**Your goal:** Lines holding the string "styles" are the ones to copy from this listing.

**Material:**

........

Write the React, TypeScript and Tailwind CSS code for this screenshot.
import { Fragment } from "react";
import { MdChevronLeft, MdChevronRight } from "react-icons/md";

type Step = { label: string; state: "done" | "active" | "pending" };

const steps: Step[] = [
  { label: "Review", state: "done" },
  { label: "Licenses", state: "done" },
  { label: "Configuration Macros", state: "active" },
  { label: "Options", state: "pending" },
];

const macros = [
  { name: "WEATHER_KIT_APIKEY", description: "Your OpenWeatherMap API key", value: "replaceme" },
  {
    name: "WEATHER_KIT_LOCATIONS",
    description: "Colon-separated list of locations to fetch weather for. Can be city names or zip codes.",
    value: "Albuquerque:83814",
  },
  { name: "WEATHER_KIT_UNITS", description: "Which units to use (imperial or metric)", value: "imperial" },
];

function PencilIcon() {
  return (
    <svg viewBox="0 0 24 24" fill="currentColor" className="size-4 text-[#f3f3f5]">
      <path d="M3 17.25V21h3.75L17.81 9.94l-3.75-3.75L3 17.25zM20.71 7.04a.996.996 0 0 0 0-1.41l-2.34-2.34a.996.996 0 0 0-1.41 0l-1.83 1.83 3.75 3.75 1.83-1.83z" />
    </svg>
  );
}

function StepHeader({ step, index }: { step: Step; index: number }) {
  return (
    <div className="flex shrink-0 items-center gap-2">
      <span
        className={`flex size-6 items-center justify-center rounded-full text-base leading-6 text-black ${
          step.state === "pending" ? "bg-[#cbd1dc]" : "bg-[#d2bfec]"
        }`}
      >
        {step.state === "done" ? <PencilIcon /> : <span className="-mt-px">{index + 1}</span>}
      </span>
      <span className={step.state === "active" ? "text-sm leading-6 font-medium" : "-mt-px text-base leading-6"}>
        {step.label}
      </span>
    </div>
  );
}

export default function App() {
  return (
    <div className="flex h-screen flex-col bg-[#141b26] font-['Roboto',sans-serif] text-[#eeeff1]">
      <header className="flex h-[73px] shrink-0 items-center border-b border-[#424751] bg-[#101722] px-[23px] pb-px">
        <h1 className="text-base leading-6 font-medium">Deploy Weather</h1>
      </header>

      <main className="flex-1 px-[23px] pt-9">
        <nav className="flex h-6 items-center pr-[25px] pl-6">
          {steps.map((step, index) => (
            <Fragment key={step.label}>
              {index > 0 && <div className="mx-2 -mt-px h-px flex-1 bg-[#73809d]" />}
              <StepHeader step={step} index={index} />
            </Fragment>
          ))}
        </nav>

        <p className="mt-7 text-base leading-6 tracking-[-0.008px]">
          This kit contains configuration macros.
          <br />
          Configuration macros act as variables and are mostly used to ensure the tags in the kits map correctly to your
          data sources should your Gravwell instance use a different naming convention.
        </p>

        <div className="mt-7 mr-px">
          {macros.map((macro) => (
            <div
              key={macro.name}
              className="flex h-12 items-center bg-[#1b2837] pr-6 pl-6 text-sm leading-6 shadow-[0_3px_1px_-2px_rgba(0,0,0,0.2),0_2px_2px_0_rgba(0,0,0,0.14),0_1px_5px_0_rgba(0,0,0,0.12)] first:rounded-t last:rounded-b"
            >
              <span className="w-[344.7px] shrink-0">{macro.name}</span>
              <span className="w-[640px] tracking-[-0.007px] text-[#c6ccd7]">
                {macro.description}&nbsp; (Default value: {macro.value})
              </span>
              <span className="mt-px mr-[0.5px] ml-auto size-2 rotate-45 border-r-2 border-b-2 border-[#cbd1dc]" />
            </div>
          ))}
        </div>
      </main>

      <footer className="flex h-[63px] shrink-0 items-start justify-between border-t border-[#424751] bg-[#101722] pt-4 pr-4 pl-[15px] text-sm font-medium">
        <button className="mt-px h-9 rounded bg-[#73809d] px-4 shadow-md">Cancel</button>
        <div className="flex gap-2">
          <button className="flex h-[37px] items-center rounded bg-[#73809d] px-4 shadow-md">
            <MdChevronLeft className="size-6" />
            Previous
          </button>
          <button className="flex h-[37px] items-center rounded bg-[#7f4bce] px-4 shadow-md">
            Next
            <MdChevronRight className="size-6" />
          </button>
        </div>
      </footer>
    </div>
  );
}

........

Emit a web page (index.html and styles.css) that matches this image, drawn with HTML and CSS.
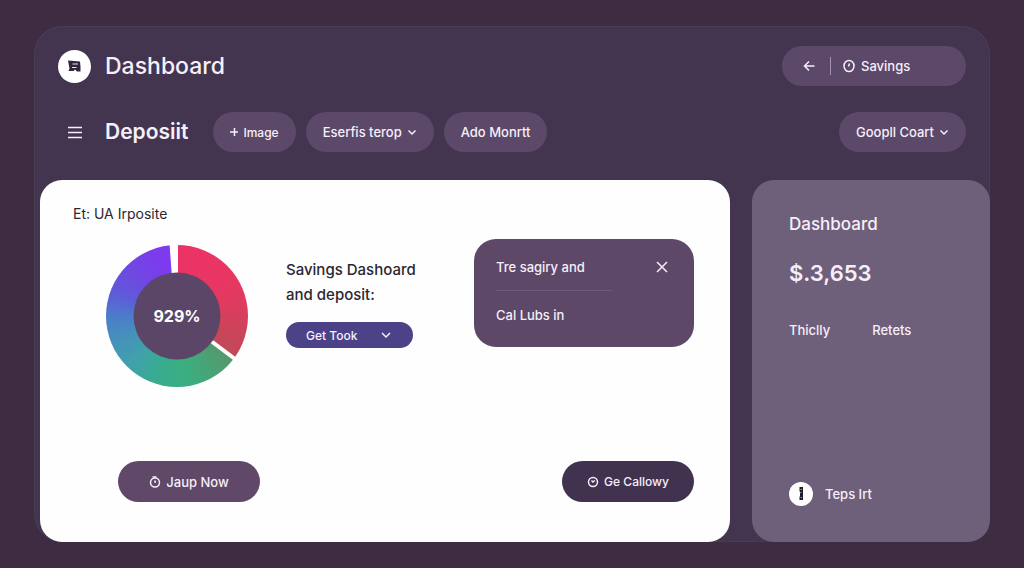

........

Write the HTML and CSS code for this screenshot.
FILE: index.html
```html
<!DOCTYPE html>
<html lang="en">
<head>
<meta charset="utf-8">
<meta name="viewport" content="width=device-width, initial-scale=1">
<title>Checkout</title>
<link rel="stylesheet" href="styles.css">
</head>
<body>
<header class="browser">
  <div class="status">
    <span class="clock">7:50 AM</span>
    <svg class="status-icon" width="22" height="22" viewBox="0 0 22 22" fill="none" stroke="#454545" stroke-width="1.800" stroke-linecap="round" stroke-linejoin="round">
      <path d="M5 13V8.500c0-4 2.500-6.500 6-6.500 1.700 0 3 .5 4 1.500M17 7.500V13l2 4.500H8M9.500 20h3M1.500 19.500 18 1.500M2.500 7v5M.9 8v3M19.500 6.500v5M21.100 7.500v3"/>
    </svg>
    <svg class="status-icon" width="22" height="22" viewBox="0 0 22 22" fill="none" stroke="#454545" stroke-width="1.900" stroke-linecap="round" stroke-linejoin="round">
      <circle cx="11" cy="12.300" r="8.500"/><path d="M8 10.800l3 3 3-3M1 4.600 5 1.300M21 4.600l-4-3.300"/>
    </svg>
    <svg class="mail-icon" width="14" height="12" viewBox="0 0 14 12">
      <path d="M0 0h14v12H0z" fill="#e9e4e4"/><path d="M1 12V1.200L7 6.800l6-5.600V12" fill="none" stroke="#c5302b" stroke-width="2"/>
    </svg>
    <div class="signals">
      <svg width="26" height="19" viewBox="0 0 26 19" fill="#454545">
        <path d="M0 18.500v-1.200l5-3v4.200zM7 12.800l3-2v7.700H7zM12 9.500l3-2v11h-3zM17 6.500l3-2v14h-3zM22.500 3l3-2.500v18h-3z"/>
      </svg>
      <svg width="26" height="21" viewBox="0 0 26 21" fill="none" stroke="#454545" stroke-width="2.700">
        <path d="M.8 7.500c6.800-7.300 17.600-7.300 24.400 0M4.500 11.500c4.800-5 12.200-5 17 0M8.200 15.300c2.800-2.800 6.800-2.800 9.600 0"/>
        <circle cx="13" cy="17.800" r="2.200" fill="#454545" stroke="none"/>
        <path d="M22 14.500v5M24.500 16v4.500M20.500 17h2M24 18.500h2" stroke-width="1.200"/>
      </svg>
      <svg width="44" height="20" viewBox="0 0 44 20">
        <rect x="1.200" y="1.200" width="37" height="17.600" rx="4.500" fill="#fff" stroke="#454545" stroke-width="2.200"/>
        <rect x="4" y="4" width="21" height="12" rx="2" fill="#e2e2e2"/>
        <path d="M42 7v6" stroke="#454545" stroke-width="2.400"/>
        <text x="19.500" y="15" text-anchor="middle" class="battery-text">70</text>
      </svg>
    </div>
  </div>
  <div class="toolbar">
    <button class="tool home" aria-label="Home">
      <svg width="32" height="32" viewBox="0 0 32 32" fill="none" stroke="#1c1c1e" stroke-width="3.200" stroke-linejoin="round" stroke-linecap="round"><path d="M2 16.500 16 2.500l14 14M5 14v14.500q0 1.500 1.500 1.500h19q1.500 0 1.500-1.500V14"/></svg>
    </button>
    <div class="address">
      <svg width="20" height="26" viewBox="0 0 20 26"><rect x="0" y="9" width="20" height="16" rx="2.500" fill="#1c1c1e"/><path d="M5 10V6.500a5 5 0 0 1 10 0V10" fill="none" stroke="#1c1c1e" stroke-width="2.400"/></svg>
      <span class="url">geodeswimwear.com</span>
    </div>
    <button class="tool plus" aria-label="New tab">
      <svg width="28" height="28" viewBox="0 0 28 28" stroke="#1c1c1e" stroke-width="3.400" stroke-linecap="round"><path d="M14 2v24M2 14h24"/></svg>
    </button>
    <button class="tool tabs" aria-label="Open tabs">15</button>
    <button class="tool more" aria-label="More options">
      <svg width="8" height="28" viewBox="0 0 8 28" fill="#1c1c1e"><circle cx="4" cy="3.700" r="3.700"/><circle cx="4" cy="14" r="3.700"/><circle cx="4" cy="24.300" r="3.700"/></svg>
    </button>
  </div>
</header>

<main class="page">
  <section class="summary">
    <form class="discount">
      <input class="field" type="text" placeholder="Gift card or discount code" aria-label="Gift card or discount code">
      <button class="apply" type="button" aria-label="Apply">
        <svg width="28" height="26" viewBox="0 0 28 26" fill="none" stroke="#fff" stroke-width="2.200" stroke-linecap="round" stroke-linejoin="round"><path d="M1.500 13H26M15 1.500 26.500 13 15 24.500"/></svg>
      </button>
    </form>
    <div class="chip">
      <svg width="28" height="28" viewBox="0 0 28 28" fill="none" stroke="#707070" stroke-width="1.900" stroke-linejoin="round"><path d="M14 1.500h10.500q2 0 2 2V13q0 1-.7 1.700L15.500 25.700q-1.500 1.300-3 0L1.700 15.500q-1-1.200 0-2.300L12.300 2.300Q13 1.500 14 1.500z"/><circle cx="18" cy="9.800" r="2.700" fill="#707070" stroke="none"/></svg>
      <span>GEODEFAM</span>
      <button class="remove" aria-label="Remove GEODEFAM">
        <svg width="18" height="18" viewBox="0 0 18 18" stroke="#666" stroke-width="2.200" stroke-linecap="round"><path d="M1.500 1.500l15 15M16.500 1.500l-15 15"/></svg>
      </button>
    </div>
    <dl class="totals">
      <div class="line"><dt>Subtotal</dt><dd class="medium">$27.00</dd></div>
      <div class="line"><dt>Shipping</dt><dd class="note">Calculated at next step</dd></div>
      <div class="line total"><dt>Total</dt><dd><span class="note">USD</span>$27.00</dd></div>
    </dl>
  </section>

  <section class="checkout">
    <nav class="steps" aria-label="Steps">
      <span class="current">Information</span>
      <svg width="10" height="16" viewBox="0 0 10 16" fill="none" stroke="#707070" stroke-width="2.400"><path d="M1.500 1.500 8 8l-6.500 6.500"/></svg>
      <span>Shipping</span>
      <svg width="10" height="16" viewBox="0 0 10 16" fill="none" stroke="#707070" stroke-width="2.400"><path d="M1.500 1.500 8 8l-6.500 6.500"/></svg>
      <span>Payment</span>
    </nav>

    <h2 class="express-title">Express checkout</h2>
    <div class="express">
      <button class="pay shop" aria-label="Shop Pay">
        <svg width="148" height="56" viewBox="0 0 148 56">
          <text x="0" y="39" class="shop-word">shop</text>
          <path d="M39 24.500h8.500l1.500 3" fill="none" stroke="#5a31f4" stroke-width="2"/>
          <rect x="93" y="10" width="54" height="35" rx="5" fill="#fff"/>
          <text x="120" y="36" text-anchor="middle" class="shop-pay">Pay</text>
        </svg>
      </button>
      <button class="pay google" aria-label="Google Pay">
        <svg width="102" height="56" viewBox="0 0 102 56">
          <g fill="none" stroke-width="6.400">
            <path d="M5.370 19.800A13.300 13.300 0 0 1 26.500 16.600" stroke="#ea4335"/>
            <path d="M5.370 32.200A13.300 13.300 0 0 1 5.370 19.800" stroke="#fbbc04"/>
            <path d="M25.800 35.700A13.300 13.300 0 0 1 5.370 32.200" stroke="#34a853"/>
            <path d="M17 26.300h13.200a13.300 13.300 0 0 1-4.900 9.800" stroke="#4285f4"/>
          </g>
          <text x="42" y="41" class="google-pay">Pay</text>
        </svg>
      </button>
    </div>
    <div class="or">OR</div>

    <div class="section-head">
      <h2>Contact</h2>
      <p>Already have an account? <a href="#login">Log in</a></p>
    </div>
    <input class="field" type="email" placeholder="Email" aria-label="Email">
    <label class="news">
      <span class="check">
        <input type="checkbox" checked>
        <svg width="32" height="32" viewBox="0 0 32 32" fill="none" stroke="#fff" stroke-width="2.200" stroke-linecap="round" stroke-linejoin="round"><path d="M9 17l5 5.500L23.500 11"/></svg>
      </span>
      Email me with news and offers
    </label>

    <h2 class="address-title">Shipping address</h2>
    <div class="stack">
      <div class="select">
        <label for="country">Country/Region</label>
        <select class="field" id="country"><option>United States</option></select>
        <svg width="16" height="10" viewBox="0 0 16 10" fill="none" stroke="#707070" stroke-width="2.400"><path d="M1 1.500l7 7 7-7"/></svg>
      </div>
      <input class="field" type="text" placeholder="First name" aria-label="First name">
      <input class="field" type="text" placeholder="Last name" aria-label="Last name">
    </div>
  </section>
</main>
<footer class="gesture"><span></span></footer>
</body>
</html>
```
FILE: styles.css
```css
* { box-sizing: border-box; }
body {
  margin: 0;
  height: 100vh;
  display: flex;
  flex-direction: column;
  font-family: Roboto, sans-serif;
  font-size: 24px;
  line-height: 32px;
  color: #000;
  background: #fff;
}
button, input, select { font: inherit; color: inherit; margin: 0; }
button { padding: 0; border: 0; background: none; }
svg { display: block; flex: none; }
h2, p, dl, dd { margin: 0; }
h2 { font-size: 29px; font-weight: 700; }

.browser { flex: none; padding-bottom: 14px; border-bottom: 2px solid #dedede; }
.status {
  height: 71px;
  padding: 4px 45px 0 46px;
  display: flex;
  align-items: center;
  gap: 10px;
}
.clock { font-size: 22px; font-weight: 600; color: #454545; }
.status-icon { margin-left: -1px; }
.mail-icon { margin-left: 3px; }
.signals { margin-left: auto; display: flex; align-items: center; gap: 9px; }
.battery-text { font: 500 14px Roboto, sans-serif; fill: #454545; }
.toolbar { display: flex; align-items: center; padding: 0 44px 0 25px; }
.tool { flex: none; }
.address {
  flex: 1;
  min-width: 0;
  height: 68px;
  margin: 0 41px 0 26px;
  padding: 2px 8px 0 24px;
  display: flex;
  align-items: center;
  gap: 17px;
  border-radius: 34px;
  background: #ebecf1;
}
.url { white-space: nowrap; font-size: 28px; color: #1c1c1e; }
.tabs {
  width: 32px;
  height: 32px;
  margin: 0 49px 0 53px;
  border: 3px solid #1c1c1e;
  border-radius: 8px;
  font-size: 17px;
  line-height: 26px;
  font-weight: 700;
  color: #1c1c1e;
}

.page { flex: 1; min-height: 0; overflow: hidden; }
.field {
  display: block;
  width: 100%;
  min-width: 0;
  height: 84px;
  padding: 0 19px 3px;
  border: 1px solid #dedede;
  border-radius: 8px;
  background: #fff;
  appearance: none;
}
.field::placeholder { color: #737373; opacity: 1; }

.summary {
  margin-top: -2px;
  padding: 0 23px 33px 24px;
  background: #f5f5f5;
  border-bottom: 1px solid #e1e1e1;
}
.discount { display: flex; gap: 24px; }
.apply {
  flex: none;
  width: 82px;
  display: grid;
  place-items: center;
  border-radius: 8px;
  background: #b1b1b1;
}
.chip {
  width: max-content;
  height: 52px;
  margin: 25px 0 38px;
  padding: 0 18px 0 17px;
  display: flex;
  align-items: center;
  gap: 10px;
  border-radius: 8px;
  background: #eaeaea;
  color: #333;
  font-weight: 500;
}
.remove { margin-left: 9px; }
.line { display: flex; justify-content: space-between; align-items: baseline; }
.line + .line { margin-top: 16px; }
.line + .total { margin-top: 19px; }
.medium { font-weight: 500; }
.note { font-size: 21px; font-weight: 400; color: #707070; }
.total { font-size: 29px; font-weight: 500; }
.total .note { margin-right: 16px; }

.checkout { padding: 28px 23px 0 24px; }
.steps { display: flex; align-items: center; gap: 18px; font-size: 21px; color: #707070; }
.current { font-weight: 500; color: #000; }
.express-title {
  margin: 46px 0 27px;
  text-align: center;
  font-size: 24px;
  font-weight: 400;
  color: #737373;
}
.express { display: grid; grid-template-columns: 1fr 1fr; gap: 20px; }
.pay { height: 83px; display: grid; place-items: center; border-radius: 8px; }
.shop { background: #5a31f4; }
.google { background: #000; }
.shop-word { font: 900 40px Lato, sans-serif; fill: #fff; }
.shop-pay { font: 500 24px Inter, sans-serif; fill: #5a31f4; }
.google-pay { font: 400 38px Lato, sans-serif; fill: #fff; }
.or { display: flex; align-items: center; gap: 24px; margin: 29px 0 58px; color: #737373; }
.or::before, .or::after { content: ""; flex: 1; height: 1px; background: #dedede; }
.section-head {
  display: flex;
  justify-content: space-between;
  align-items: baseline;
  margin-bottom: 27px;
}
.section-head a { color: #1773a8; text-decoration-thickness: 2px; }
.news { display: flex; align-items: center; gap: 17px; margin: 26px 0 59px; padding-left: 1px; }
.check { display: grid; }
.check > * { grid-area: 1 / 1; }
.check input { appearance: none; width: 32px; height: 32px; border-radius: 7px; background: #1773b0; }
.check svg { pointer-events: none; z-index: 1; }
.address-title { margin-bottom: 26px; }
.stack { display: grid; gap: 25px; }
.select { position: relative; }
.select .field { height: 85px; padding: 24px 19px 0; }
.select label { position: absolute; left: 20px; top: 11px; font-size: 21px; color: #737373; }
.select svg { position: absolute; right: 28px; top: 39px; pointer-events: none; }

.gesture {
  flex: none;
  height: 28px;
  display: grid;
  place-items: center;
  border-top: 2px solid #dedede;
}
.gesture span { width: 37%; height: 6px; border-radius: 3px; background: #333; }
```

........

**Expected answer:**
Emit a web page (index.html and styles.css) that matches this image, drawn with HTML and CSS.
<link rel="stylesheet" href="styles.css">
FILE: styles.css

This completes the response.